Design phase energy modeling indicated an approximately 50% reduction in energy cost from a baseline ASHRAE 90.1-2007 building modeled per Appendix G. Following system commissioning, the energy model was modified to reflect the actual fan and pump heads as well as current temperature setpoints and occupancy schedules. Since the building has come on line in August 2012, the energy consumption has tracked this model well, with the overall actual energy consumption being 7% less or a total of 57% than the adjusted energy model. Current Site Energy Utilization Index (EUI) is 64.0 kBtu/sq ft; quite low for a science building with many fume hoods.
Project results
The application of thermally massive radiant cooling and heating increases the thermal comfort by addressing the mean radiant temperature of the space directly through a reset of the radiant surface temperature. To date, no thermal comfort-related complaints have been relayed to the Engineer. The control system looks at conditions from the previous day in addition to the current conditions, then predicts when a peak cooling load might occur and then pre-conditions the radiant cooling slab in anticipation of the cooling event. This allows the floor slab to absorb some of the peak cooling load and thereby reduce the peak cooling load on the geothermal heat pump energy plant.
The geothermal heat pump energy plant consisting of the magnetic-bearing chiller, pumps, variable speed drives, power wiring and controls was factory-assembled at an ISO-9001 facility and shipped to the site in five (5) portions for site assembly. This reduced construction and commissioning time as well as risk related to varying on-site conditions and quality control.
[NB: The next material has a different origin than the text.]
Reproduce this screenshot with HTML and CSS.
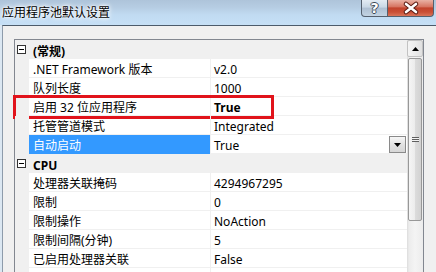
FILE: index.html
```html
<!DOCTYPE html>
<html lang="zh-CN">
<head>
<meta charset="utf-8">
<title>应用程序池默认设置</title>
<link rel="stylesheet" href="styles.css">
</head>
<body>
<div class="window">
  <div class="titlebar">
    <span class="title">应用程序池默认设置</span>
    <div class="caption">
      <div class="cbtn help">?</div>
      <div class="cbtn close">
        <svg width="44" height="17" viewBox="0 0 44 17">
          <path d="M17 4 L27 12 M27 4 L17 12" stroke="#5b1b12" stroke-width="4.6" stroke-linecap="round" fill="none"/>
          <path d="M17 4 L27 12 M27 4 L17 12" stroke="#ffffff" stroke-width="2.6" stroke-linecap="round" fill="none"/>
        </svg>
      </div>
    </div>
  </div>
  <div class="client">
    <div class="grid">
      <div class="rows">
        <div class="cat"><span class="toggle"></span><span class="cat-label">(常规)</span></div>
        <div class="row"><div class="gutter"></div><div class="name">.NET Framework 版本</div><div class="value">v2.0</div></div>
        <div class="row"><div class="gutter"></div><div class="name">队列长度</div><div class="value">1000</div></div>
        <div class="row marked"><div class="gutter"></div><div class="name">启用 32 位应用程序</div><div class="value"><b class="b">True</b></div><div class="callout"></div></div>
        <div class="row"><div class="gutter"></div><div class="name">托管管道模式</div><div class="value">Integrated</div></div>
        <div class="row sel"><div class="gutter"></div><div class="name">自动启动</div><div class="value"><span>True</span><span class="dd"><svg width="7" height="4" viewBox="0 0 7 4"><path d="M0 0 H7 L3.5 4 Z" fill="#000"/></svg></span></div></div>
        <div class="cat"><span class="toggle"></span><span class="cat-label">CPU</span></div>
        <div class="row"><div class="gutter"></div><div class="name">处理器关联掩码</div><div class="value">4294967295</div></div>
        <div class="row"><div class="gutter"></div><div class="name">限制</div><div class="value">0</div></div>
        <div class="row"><div class="gutter"></div><div class="name">限制操作</div><div class="value">NoAction</div></div>
        <div class="row"><div class="gutter"></div><div class="name">限制间隔(分钟)</div><div class="value">5</div></div>
        <div class="row"><div class="gutter"></div><div class="name">已启用处理器关联</div><div class="value">False</div></div>
        <div class="row"><div class="gutter"></div><div class="name"></div><div class="value"></div></div>
      </div>
      <div class="vscroll">
        <div class="sb-up"><svg width="7" height="4" viewBox="0 0 7 4"><path d="M3.5 0 L7 4 H0 Z" fill="#000"/></svg></div>
        <div class="sb-thumb"><span class="grip"></span></div>
      </div>
    </div>
  </div>
</div>
</body>
</html>
```

FILE: styles.css
```css
* { box-sizing: border-box; }
html, body { margin: 0; padding: 0; }
body {
  width: 436px;
  height: 272px;
  overflow: hidden;
  font-family: "Noto Sans", "Noto Sans CJK SC", sans-serif;
  font-size: 12px;
  color: #000;
  background: #dbe7f2;
}
.window {
  display: flex;
  flex-direction: column;
  height: 272px;
  background: #dbe7f2;
}
.titlebar {
  flex: none;
  height: 25px;
  display: flex;
  justify-content: space-between;
  align-items: flex-start;
  background: linear-gradient(to bottom, #aec4da 0, #b6cde3 30%, #c1dbf2 60%, #c6e0f6 100%);
}
.title {
  line-height: 26px;
  padding-left: 2px;
  white-space: nowrap;
  text-shadow: 0 0 6px #fff, 0 0 4px #fff, 0 0 2px #fff;
}
.caption { display: flex; margin-right: 2px; }
.cbtn {
  height: 17px;
  display: flex;
  align-items: center;
  justify-content: center;
  border: 1px solid #55606e;
  border-top: none;
}
.help {
  width: 27px;
  border-radius: 0 0 0 4px;
  background: linear-gradient(to bottom, #e3ebf3 0, #c9d7e5 45%, #aebfd2 50%, #c3d3e3 100%);
  color: #fff;
  font-family: "DejaVu Sans", sans-serif;
  font-weight: bold;
  font-size: 14px;
  line-height: 16px;
  text-shadow: 1px 0 0 #3d4a58, -1px 0 0 #3d4a58, 0 1px 0 #3d4a58, 0 -1px 0 #3d4a58;
}
.close {
  width: 46px;
  border-left: none;
  border-radius: 0 0 4px 0;
  background: linear-gradient(to bottom, #e9b1a4 0, #d77562 42%, #c2432c 50%, #c94f36 75%, #d9755a 100%);
}
.client {
  flex: 1;
  min-height: 0;
  overflow: hidden;
  margin-left: 2px;
  border-left: 1px solid #8d9bab;
  border-top: 1px solid #4c5b6b;
  background: #f0f0f0;
  padding: 13px 12px 0 11px;
}
.grid {
  position: relative;
  display: flex;
  height: 260px;
  border: 1px solid #828790;
  background: #fff;
}
.rows { flex: 1; min-width: 0; display: flex; flex-direction: column; }
.cat {
  height: 19px;
  flex: none;
  display: flex;
  align-items: center;
  padding-left: 2px;
  background: #f0f0f0;
  font-weight: bold;
}
.cat-label { margin-top: 4px; line-height: 15px; }
.toggle {
  position: relative;
  width: 9px;
  height: 9px;
  border: 1px solid #333;
  background: #fff;
  margin-right: 7px;
}
.toggle::after {
  content: "";
  position: absolute;
  left: 1px;
  top: 3px;
  width: 5px;
  height: 1px;
  background: #000;
}
.row { position: relative; height: 19px; flex: none; display: flex; }
.gutter { width: 14px; flex: none; background: #f0f0f0; }
.name {
  width: 181px;
  flex: none;
  padding-left: 4px;
  padding-top: 4px;
  border-bottom: 1px solid #f0f0f0;
  line-height: 14px;
  white-space: nowrap;
  overflow: hidden;
}
.value {
  flex: 1;
  min-width: 0;
  display: flex;
  align-items: center;
  justify-content: space-between;
  padding-left: 3px;
  padding-top: 4px;
  border-left: 1px solid #f0f0f0;
  border-bottom: 1px solid #f0f0f0;
  line-height: 14px;
  white-space: nowrap;
}
.b { font-weight: bold; }
.sel .name { background: #3399ff; color: #fff; border-bottom-color: #3399ff; }
.dd {
  width: 17px;
  height: 17px;
  margin-top: -3px;
  margin-right: 1px;
  display: flex;
  align-items: center;
  justify-content: center;
  border: 1px solid #8a8a8a;
  background: linear-gradient(to bottom, #f7f7f7, #e2e2e2 50%, #d6d6d6);
}
.callout {
  position: absolute;
  left: -2px;
  top: -2px;
  width: 261px;
  height: 24px;
  border: 3px solid #e1131b;
  pointer-events: none;
}
.vscroll {
  width: 16px;
  flex: none;
  display: flex;
  flex-direction: column;
  background: linear-gradient(to right, #dcdcdc 0, #ececec 2px, #f4f4f4 50%, #ececec 100%);
}
.sb-up {
  height: 17px;
  flex: none;
  display: flex;
  align-items: center;
  justify-content: center;
  border: 1px solid #c2c2c2;
  border-radius: 2px;
  background: linear-gradient(to right, #f4f4f4, #ececec 50%, #e0e0e0);
}
.sb-thumb {
  height: 163px;
  flex: none;
  margin: 1px 1px 0 1px;
  display: flex;
  align-items: center;
  justify-content: center;
  border: 1px solid #989898;
  border-radius: 2px;
  background: linear-gradient(to right, #f5f5f5 0, #ececec 50%, #dcdcdc 51%, #d2d2d2 100%);
}
.grip {
  width: 7px;
  height: 5px;
  background: repeating-linear-gradient(to bottom, #5f5f5f 0 1px, #f2f2f2 1px 2px);
}
```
Several conclusions can be drawn from this project; the primary one being that the application of anticipatory predictive controls on a geothermal HVAC system can provide additional energy saving benefits not possible with traditional real-time control approaches. Additionally, significant system efficiencies and energy cost reductions are possible in climates where the mean earth temperature allows some portion of the cooling load to be addressed directly by GHX loop water without the operation of a chiller. Finally, actual building operation is always different from a design energy model and controls that track, analysis and adapt to these differences will provide more optimum operation over time than a control system that is simply commissioned and left in a static operational condition.